Web page code records:
────────────────

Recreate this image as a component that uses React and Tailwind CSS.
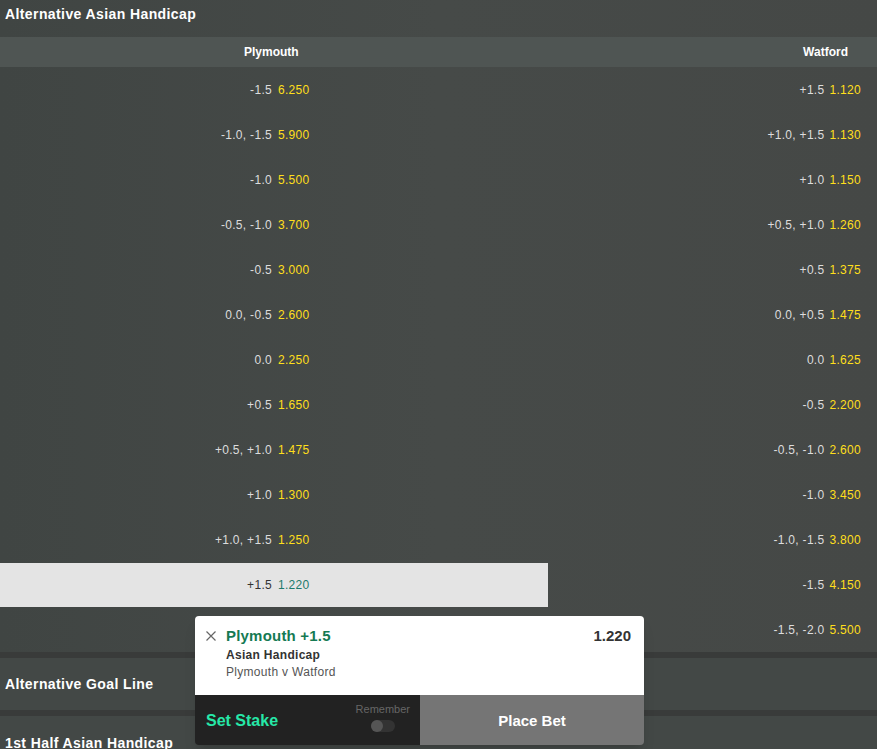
import React from "react";

const rows = [
  ["-1.5", "6.250", "+1.5", "1.120"],
  ["-1.0, -1.5", "5.900", "+1.0, +1.5", "1.130"],
  ["-1.0", "5.500", "+1.0", "1.150"],
  ["-0.5, -1.0", "3.700", "+0.5, +1.0", "1.260"],
  ["-0.5", "3.000", "+0.5", "1.375"],
  ["0.0, -0.5", "2.600", "0.0, +0.5", "1.475"],
  ["0.0", "2.250", "0.0", "1.625"],
  ["+0.5", "1.650", "-0.5", "2.200"],
  ["+0.5, +1.0", "1.475", "-0.5, -1.0", "2.600"],
  ["+1.0", "1.300", "-1.0", "3.450"],
  ["+1.0, +1.5", "1.250", "-1.0, -1.5", "3.800"],
  ["+1.5", "1.220", "-1.5", "4.150"],
  [null, null, "-1.5, -2.0", "5.500"],
];

const Row = ({ row, index }) => {
  const selected = index === 11;
  return (
    <div className="flex h-[45px] items-center pt-[1px] text-[12px] tracking-[0.3px]">
      <div
        className={`flex h-full w-[548px] items-center ${
          selected ? "bg-[#e4e4e4]" : ""
        }`}
      >
        {row[0] && (
          <>
            <span
              className={`w-[272px] text-right ${
                selected ? "text-[#333]" : "text-[#ddd]"
              }`}
            >
              {row[0]}
            </span>
            <span
              className={`ml-[6px] ${
                selected ? "text-[#1c7a6c]" : "text-[#ffdf1b]"
              }`}
            >
              {row[1]}
            </span>
          </>
        )}
      </div>
      <div className="flex flex-1 items-center justify-end gap-[5px] pr-[16px]">
        <span className="text-[#ddd]">{row[2]}</span>
        <span className="text-[#ffdf1b]">{row[3]}</span>
      </div>
    </div>
  );
};

const BetSlip = () => (
  <div className="absolute left-[195px] top-[616px] w-[449px] overflow-hidden rounded-[4px] shadow-lg">
    <div className="flex h-[79px] bg-white pl-[11px] pr-[13px] pt-[12px]">
      <div className="w-[20px] pt-[3px]">
        <svg width="10" height="10" viewBox="0 0 10 10">
          <path d="M0.5 0.5 L9.5 9.5 M9.5 0.5 L0.5 9.5" stroke="#666" strokeWidth="1.2" />
        </svg>
      </div>
      <div className="flex-1">
        <div className="text-[15px] font-bold leading-[16px] tracking-[0.2px] text-[#157a53]">
          Plymouth +1.5
        </div>
        <div className="mt-[4px] text-[12px] font-bold leading-[14px] tracking-[0.3px] text-[#333]">
          Asian Handicap
        </div>
        <div className="mt-[3px] text-[12px] leading-[14px] tracking-[0.3px] text-[#555]">
          Plymouth v Watford
        </div>
      </div>
      <span className="text-[15px] font-bold leading-[16px] text-[#333]">1.220</span>
    </div>
    <div className="flex h-[50px]">
      <div className="flex w-[225px] items-center justify-between bg-[#222] pl-[11px] pr-[10px]">
        <span className="pt-[2px] text-[16px] font-bold text-[#26e8a8]">Set Stake</span>
        <div className="flex flex-col items-center self-start pt-[7px]">
          <span className="text-[11px] leading-[14px] text-[#666]">Remember</span>
          <div className="mt-[4px] flex h-[12px] w-[24px] items-center rounded-full bg-[#333]">
            <div className="h-[12px] w-[12px] rounded-full bg-[#555]" />
          </div>
        </div>
      </div>
      <div className="flex flex-1 items-center justify-center bg-[#757575] pt-[2px] text-[15px] font-bold text-white">
        Place Bet
      </div>
    </div>
  </div>
);

export default function App() {
  return (
    <div
      className="relative h-[749px] w-[877px] overflow-hidden bg-[#434846] text-white"
      style={{ fontFamily: '"Liberation Sans", Arial, sans-serif' }}
    >
      <div className="bg-gradient-to-r from-[#404543] via-[#464a48] to-[#454846]">
        <div className="flex h-[37px] items-start pl-[5px] pt-[4px] text-[14px] font-bold tracking-[0.4px]">
          Alternative Asian Handicap
        </div>
        <div className="flex h-[30px] items-center bg-[#4f5553] text-[12px] font-bold">
          <div className="w-[548px] pl-[244px]">Plymouth</div>
          <div className="flex flex-1 justify-end pr-[29px]">Watford</div>
        </div>
        {rows.map((row, i) => (
          <Row key={i} row={row} index={i} />
        ))}
      </div>
      <div className="h-[6px] bg-[#393b3a]" />
      <div className="flex h-[52px] items-center pl-[5px] text-[14px] font-bold tracking-[0.4px]">
        Alternative Goal Line
      </div>
      <div className="h-[6px] bg-[#393b3a]" />
      <div className="flex h-[40px] items-start pl-[5px] pt-[17px] text-[14px] font-bold tracking-[0.4px]">
        1st Half Asian Handicap
      </div>
      <BetSlip />
    </div>
  );
}
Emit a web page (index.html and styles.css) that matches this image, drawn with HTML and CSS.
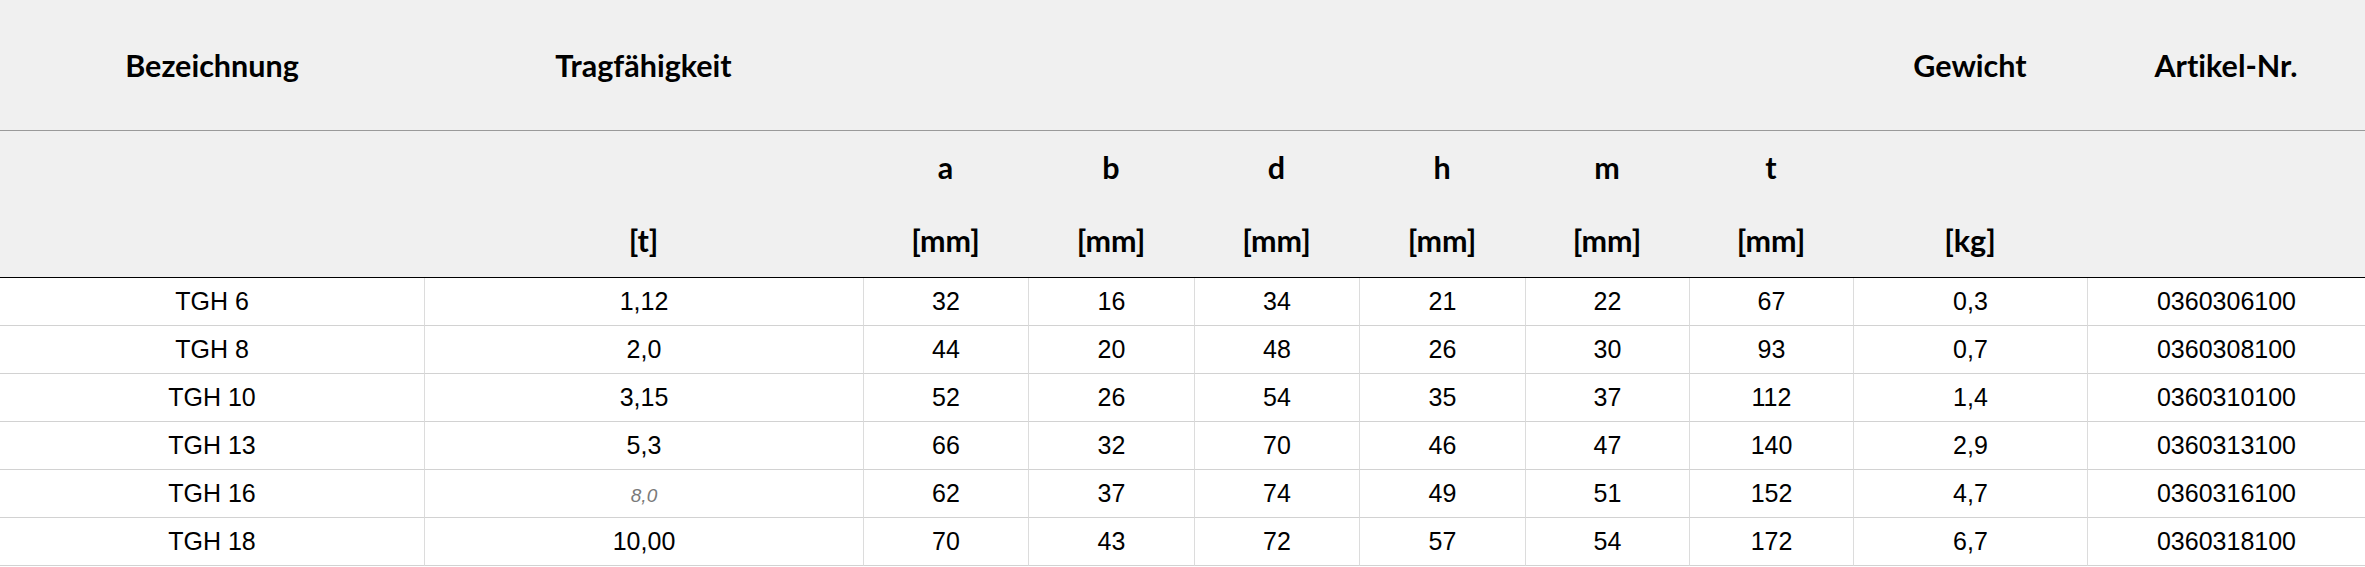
FILE: index.html
```html
<!DOCTYPE html>
<html lang="de">
<head>
<meta charset="utf-8">
<title>TGH</title>
<link rel="stylesheet" href="styles.css">
</head>
<body>
<table class="spec">
  <colgroup>
    <col class="c-name"><col class="c-load"><col class="c-a"><col class="c-b"><col class="c-d"><col class="c-h"><col class="c-m"><col class="c-t"><col class="c-kg"><col class="c-art">
  </colgroup>
  <thead>
    <tr class="head-1">
      <th>Bezeichnung</th>
      <th>Tragfähigkeit</th>
      <th></th><th></th><th></th><th></th><th></th><th></th>
      <th>Gewicht</th>
      <th>Artikel-Nr.</th>
    </tr>
    <tr class="head-2">
      <th><span class="sym"></span><span class="unit"></span></th>
      <th><span class="sym"></span><span class="unit">[t]</span></th>
      <th><span class="sym">a</span><span class="unit">[mm]</span></th>
      <th><span class="sym">b</span><span class="unit">[mm]</span></th>
      <th><span class="sym">d</span><span class="unit">[mm]</span></th>
      <th><span class="sym">h</span><span class="unit">[mm]</span></th>
      <th><span class="sym">m</span><span class="unit">[mm]</span></th>
      <th><span class="sym">t</span><span class="unit">[mm]</span></th>
      <th><span class="sym"></span><span class="unit">[kg]</span></th>
      <th><span class="sym"></span><span class="unit"></span></th>
    </tr>
  </thead>
  <tbody>
    <tr><td>TGH 6</td><td>1,12</td><td>32</td><td>16</td><td>34</td><td>21</td><td>22</td><td>67</td><td>0,3</td><td>0360306100</td></tr>
    <tr><td>TGH 8</td><td>2,0</td><td>44</td><td>20</td><td>48</td><td>26</td><td>30</td><td>93</td><td>0,7</td><td>0360308100</td></tr>
    <tr><td>TGH 10</td><td>3,15</td><td>52</td><td>26</td><td>54</td><td>35</td><td>37</td><td>112</td><td>1,4</td><td>0360310100</td></tr>
    <tr><td>TGH 13</td><td>5,3</td><td>66</td><td>32</td><td>70</td><td>46</td><td>47</td><td>140</td><td>2,9</td><td>0360313100</td></tr>
    <tr><td>TGH 16</td><td><span class="muted">8,0</span></td><td>62</td><td>37</td><td>74</td><td>49</td><td>51</td><td>152</td><td>4,7</td><td>0360316100</td></tr>
    <tr><td>TGH 18</td><td>10,00</td><td>70</td><td>43</td><td>72</td><td>57</td><td>54</td><td>172</td><td>6,7</td><td>0360318100</td></tr>
  </tbody>
</table>
</body>
</html>
```

FILE: styles.css
```css
html, body {
  margin: 0;
  padding: 0;
  background: #ffffff;
}

.spec {
  width: 2365px;
  table-layout: fixed;
  border-collapse: separate;
  border-spacing: 0;
  font-family: "Liberation Sans", Arial, sans-serif;
  color: #000;
}

.c-name { width: 424px; }
.c-load { width: 439px; }
.c-a { width: 165px; }
.c-b { width: 166px; }
.c-d { width: 165px; }
.c-h { width: 166px; }
.c-m { width: 164px; }
.c-t { width: 164px; }
.c-kg { width: 234px; }
.c-art { width: 278px; }

.spec th {
  box-sizing: border-box;
  padding: 0;
  background: #f0f0f0;
  font-family: Lato, "Open Sans", sans-serif;
  font-weight: 700;
  font-size: 30.5px;
  font-variant-ligatures: none;
  font-feature-settings: "liga" 0, "dlig" 0;
  text-align: center;
  vertical-align: middle;
}

.head-1 th {
  height: 131px;
  border-bottom: 1px solid #9a9a9a;
}

.head-2 th {
  height: 147px;
  border-bottom: 1px solid #000;
}

.sym, .unit {
  display: block;
  height: 73px;
  line-height: 73px;
}

.spec td {
  box-sizing: border-box;
  height: 48px;
  padding: 0;
  font-size: 25px;
  text-align: center;
  vertical-align: middle;
  border-bottom: 1px solid #d2d2d2;
  border-left: 1px solid #dcdcdc;
}

.spec td:first-child {
  border-left: none;
}

.muted {
  font-style: italic;
  font-size: 19px;
  color: #7a7a7a;
}
```
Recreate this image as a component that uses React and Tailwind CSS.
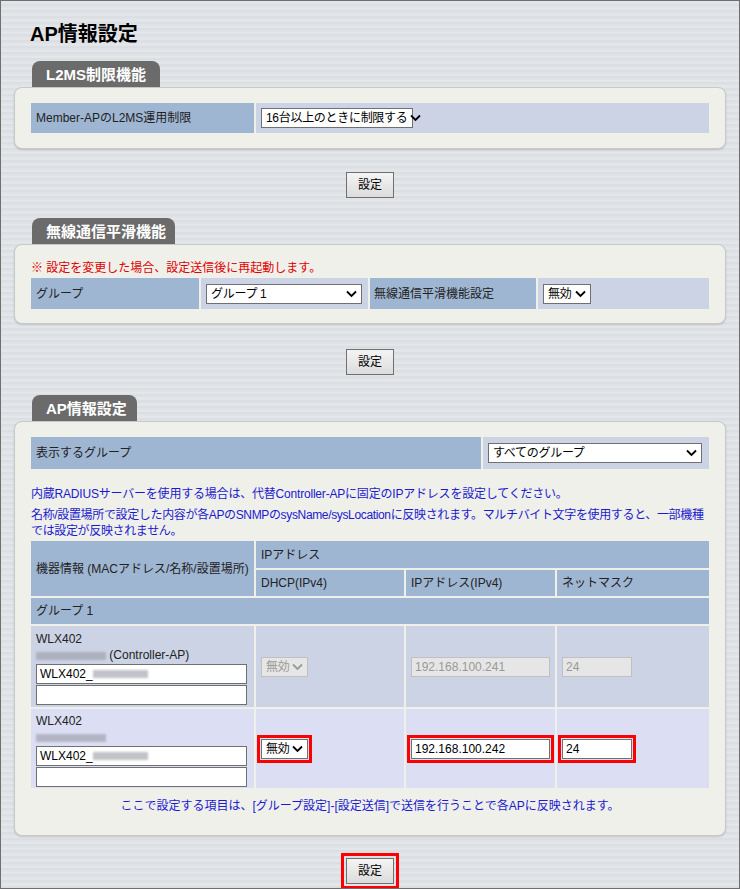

────────────────

**Task statement:**
Check each line of the data above for the word "index" and say how many lines contain it, giving nothing besides the number.

**Complete response:**
5